### Data extract
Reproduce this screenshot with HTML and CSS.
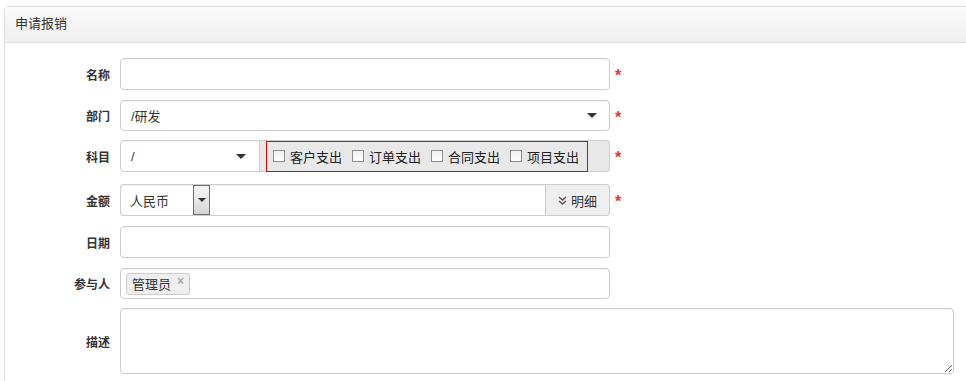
FILE: index.html
```html
<!DOCTYPE html>
<html lang="zh-CN">
<head>
  <meta charset="UTF-8" />
  <title>申请报销</title>
  <link rel="stylesheet" href="styles.css">
</head>
<body>
  <div class="panel">
    <div class="panel-heading">申请报销</div>
    <form class="panel-body">
      <div class="row">
        <label class="row-label">名称</label>
        <div class="control"><input class="field" type="text" /></div>
        <span class="req">*</span>
      </div>

      <div class="row row-thin">
        <label class="row-label">部门</label>
        <div class="control">
          <div class="field select"><span>/研发</span><span class="caret"></span></div>
        </div>
        <span class="req">*</span>
      </div>

      <div class="row row-subject">
        <label class="row-label">科目</label>
        <div class="control group">
          <div class="field select subject"><span>/</span><span class="caret"></span></div>
          <div class="addon checks">
            <div class="check-box">
              <label class="check"><span class="box"></span>客户支出</label>
              <label class="check"><span class="box"></span>订单支出</label>
              <label class="check"><span class="box"></span>合同支出</label>
              <label class="check"><span class="box"></span>项目支出</label>
            </div>
          </div>
        </div>
        <span class="req">*</span>
      </div>

      <div class="row">
        <label class="row-label">金额</label>
        <div class="control group">
          <div class="field currency">
            <span class="currency-text">人民币</span>
            <span class="native-btn"><span class="caret small"></span></span>
          </div>
          <div class="field amount"></div>
          <div class="addon detail">
            <svg width="9" height="9" viewBox="0 0 9 9" fill="none" stroke="#555" stroke-width="1.4"><path d="M1 1l3.5 3 3.5-3M1 5l3.5 3 3.5-3"/></svg>
            明细
          </div>
        </div>
        <span class="req">*</span>
      </div>

      <div class="row">
        <label class="row-label">日期</label>
        <div class="control"><input class="field" type="text" /></div>
      </div>

      <div class="row row-thin">
        <label class="row-label">参与人</label>
        <div class="control">
          <div class="field tags"><span class="tag">管理员<span class="tag-x">×</span></span></div>
        </div>
      </div>

      <div class="row row-tall">
        <label class="row-label">描述</label>
        <div class="control wide"><textarea class="field area"></textarea></div>
      </div>
    </form>
  </div>
</body>
</html>
```

FILE: styles.css
```css
* { box-sizing: border-box; }
body {
  margin: 0;
  overflow: hidden;
  background: #fff;
  color: #333;
  font-family: "Liberation Sans", "Noto Sans CJK SC", sans-serif;
  font-size: 13px;
}
.panel {
  margin: 6px -12px 0 4px;
  border: 1px solid #ddd;
  border-radius: 4px;
}
.panel-heading {
  height: 36px;
  padding: 0 10px;
  line-height: 34px;
  background: linear-gradient(#fafafa, #efefef);
  border-bottom: 1px solid #ddd;
  color: #333;
}
.panel-body { padding: 15px 0 0; }
.row {
  display: flex;
  align-items: center;
  height: 32px;
  margin-bottom: 10px;
}
.row-thin { height: 31px; margin-bottom: 9px; }
.row-subject { margin-bottom: 12px; }
.row-tall { height: 66px; }
.row-label {
  width: 115px;
  padding-right: 10px;
  text-align: right;
  font-size: 12px;
  font-weight: bold;
  color: #333;
}
.control { width: 490px; height: 100%; }
.control.wide { width: 834px; }
.field {
  width: 100%;
  height: 100%;
  border: 1px solid #ccc;
  border-radius: 4px;
  background: #fff;
  box-shadow: inset 0 1px 1px rgba(0, 0, 0, 0.05);
  font: inherit;
  padding: 0 10px;
  outline: none;
}
.select {
  display: flex;
  align-items: center;
  justify-content: space-between;
  color: #333;
}
.caret {
  width: 0;
  height: 0;
  border-left: 5px solid transparent;
  border-right: 5px solid transparent;
  border-top: 5px solid #333;
  margin-right: 2px;
}
.caret.small {
  border-left-width: 4px;
  border-right-width: 4px;
  border-top-width: 4px;
  margin: 0;
}
.req {
  margin-left: 5px;
  color: #e33;
  font-size: 16px;
  font-weight: bold;
  line-height: 1;
  padding-top: 4px;
}
.group { display: flex; }
.group .field { border-radius: 0; }
.subject {
  width: 140px;
  flex: none;
  border-radius: 4px 0 0 4px !important;
  padding-right: 11px;
}
.addon {
  display: flex;
  align-items: center;
  background: #e8e8e8;
  border: 1px solid #ccc;
  border-left: none;
  border-radius: 0 4px 4px 0;
}
.checks { flex: 1; padding-left: 6px; }
.check-box {
  display: flex;
  align-items: center;
  gap: 10px;
  height: 31px;
  padding: 0 8px 0 6px;
  border: 1px solid #e00;
}
.check {
  display: flex;
  align-items: center;
  gap: 5px;
  color: #222;
}
.box {
  width: 12px;
  height: 12px;
  border: 1px solid #8f8f8f;
  background: linear-gradient(#f0f0f0, #fdfdfd);
}
.currency {
  width: 90px;
  flex: none;
  display: flex;
  align-items: center;
  justify-content: space-between;
  padding: 0 0 0 9px;
  border-radius: 4px 0 0 4px !important;
  border-right: none;
}
.native-btn {
  width: 17px;
  height: 100%;
  display: flex;
  align-items: center;
  justify-content: center;
  border: 1px solid #6f6f6f;
  background: linear-gradient(#f6f6f6, #d6d6d6);
}
.amount { flex: 1; border-left: none; }
.detail {
  width: 64px;
  flex: none;
  justify-content: center;
  gap: 4px;
  background: #efefef;
  color: #333;
}
.tags { display: flex; align-items: center; padding: 0 5px; }
.tag {
  display: inline-flex;
  align-items: center;
  height: 22px;
  padding: 0 5px;
  background: #eee;
  border: 1px solid #ccc;
  border-radius: 3px;
  color: #333;
}
.tag-x {
  margin-left: 6px;
  color: #aaa;
  font-weight: bold;
  font-size: 12px;
  margin-top: -6px;
}
.area {
  display: block;
  resize: vertical;
  padding: 6px 10px;
}
```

### Do this
Print the full listing exactly, dropping the pictures.

### Correct result
Reproduce this screenshot with HTML and CSS.
FILE: index.html
```html
<!DOCTYPE html>
<html lang="zh-CN">
<head>
  <meta charset="UTF-8" />
  <title>申请报销</title>
  <link rel="stylesheet" href="styles.css">
</head>
<body>
  <div class="panel">
    <div class="panel-heading">申请报销</div>
    <form class="panel-body">
      <div class="row">
        <label class="row-label">名称</label>
        <div class="control"><input class="field" type="text" /></div>
        <span class="req">*</span>
      </div>

      <div class="row row-thin">
        <label class="row-label">部门</label>
        <div class="control">
          <div class="field select"><span>/研发</span><span class="caret"></span></div>
        </div>
        <span class="req">*</span>
      </div>

      <div class="row row-subject">
        <label class="row-label">科目</label>
        <div class="control group">
          <div class="field select subject"><span>/</span><span class="caret"></span></div>
          <div class="addon checks">
            <div class="check-box">
              <label class="check"><span class="box"></span>客户支出</label>
              <label class="check"><span class="box"></span>订单支出</label>
              <label class="check"><span class="box"></span>合同支出</label>
              <label class="check"><span class="box"></span>项目支出</label>
            </div>
          </div>
        </div>
        <span class="req">*</span>
      </div>

      <div class="row">
        <label class="row-label">金额</label>
        <div class="control group">
          <div class="field currency">
            <span class="currency-text">人民币</span>
            <span class="native-btn"><span class="caret small"></span></span>
          </div>
          <div class="field amount"></div>
          <div class="addon detail">
            <svg width="9" height="9" viewBox="0 0 9 9" fill="none" stroke="#555" stroke-width="1.4"><path d="M1 1l3.5 3 3.5-3M1 5l3.5 3 3.5-3"/></svg>
            明细
          </div>
        </div>
        <span class="req">*</span>
      </div>

      <div class="row">
        <label class="row-label">日期</label>
        <div class="control"><input class="field" type="text" /></div>
      </div>

      <div class="row row-thin">
        <label class="row-label">参与人</label>
        <div class="control">
          <div class="field tags"><span class="tag">管理员<span class="tag-x">×</span></span></div>
        </div>
      </div>

      <div class="row row-tall">
        <label class="row-label">描述</label>
        <div class="control wide"><textarea class="field area"></textarea></div>
      </div>
    </form>
  </div>
</body>
</html>
```

FILE: styles.css
```css
* { box-sizing: border-box; }
body {
  margin: 0;
  overflow: hidden;
  background: #fff;
  color: #333;
  font-family: "Liberation Sans", "Noto Sans CJK SC", sans-serif;
  font-size: 13px;
}
.panel {
  margin: 6px -12px 0 4px;
  border: 1px solid #ddd;
  border-radius: 4px;
}
.panel-heading {
  height: 36px;
  padding: 0 10px;
  line-height: 34px;
  background: linear-gradient(#fafafa, #efefef);
  border-bottom: 1px solid #ddd;
  color: #333;
}
.panel-body { padding: 15px 0 0; }
.row {
  display: flex;
  align-items: center;
  height: 32px;
  margin-bottom: 10px;
}
.row-thin { height: 31px; margin-bottom: 9px; }
.row-subject { margin-bottom: 12px; }
.row-tall { height: 66px; }
.row-label {
  width: 115px;
  padding-right: 10px;
  text-align: right;
  font-size: 12px;
  font-weight: bold;
  color: #333;
}
.control { width: 490px; height: 100%; }
.control.wide { width: 834px; }
.field {
  width: 100%;
  height: 100%;
  border: 1px solid #ccc;
  border-radius: 4px;
  background: #fff;
  box-shadow: inset 0 1px 1px rgba(0, 0, 0, 0.05);
  font: inherit;
  padding: 0 10px;
  outline: none;
}
.select {
  display: flex;
  align-items: center;
  justify-content: space-between;
  color: #333;
}
.caret {
  width: 0;
  height: 0;
  border-left: 5px solid transparent;
  border-right: 5px solid transparent;
  border-top: 5px solid #333;
  margin-right: 2px;
}
.caret.small {
  border-left-width: 4px;
  border-right-width: 4px;
  border-top-width: 4px;
  margin: 0;
}
.req {
  margin-left: 5px;
  color: #e33;
  font-size: 16px;
  font-weight: bold;
  line-height: 1;
  padding-top: 4px;
}
.group { display: flex; }
.group .field { border-radius: 0; }
.subject {
  width: 140px;
  flex: none;
  border-radius: 4px 0 0 4px !important;
  padding-right: 11px;
}
.addon {
  display: flex;
  align-items: center;
  background: #e8e8e8;
  border: 1px solid #ccc;
  border-left: none;
  border-radius: 0 4px 4px 0;
}
.checks { flex: 1; padding-left: 6px; }
.check-box {
  display: flex;
  align-items: center;
  gap: 10px;
  height: 31px;
  padding: 0 8px 0 6px;
  border: 1px solid #e00;
}
.check {
  display: flex;
  align-items: center;
  gap: 5px;
  color: #222;
}
.box {
  width: 12px;
  height: 12px;
  border: 1px solid #8f8f8f;
  background: linear-gradient(#f0f0f0, #fdfdfd);
}
.currency {
  width: 90px;
  flex: none;
  display: flex;
  align-items: center;
  justify-content: space-between;
  padding: 0 0 0 9px;
  border-radius: 4px 0 0 4px !important;
  border-right: none;
}
.native-btn {
  width: 17px;
  height: 100%;
  display: flex;
  align-items: center;
  justify-content: center;
  border: 1px solid #6f6f6f;
  background: linear-gradient(#f6f6f6, #d6d6d6);
}
.amount { flex: 1; border-left: none; }
.detail {
  width: 64px;
  flex: none;
  justify-content: center;
  gap: 4px;
  background: #efefef;
  color: #333;
}
.tags { display: flex; align-items: center; padding: 0 5px; }
.tag {
  display: inline-flex;
  align-items: center;
  height: 22px;
  padding: 0 5px;
  background: #eee;
  border: 1px solid #ccc;
  border-radius: 3px;
  color: #333;
}
.tag-x {
  margin-left: 6px;
  color: #aaa;
  font-weight: bold;
  font-size: 12px;
  margin-top: -6px;
}
.area {
  display: block;
  resize: vertical;
  padding: 6px 10px;
}
```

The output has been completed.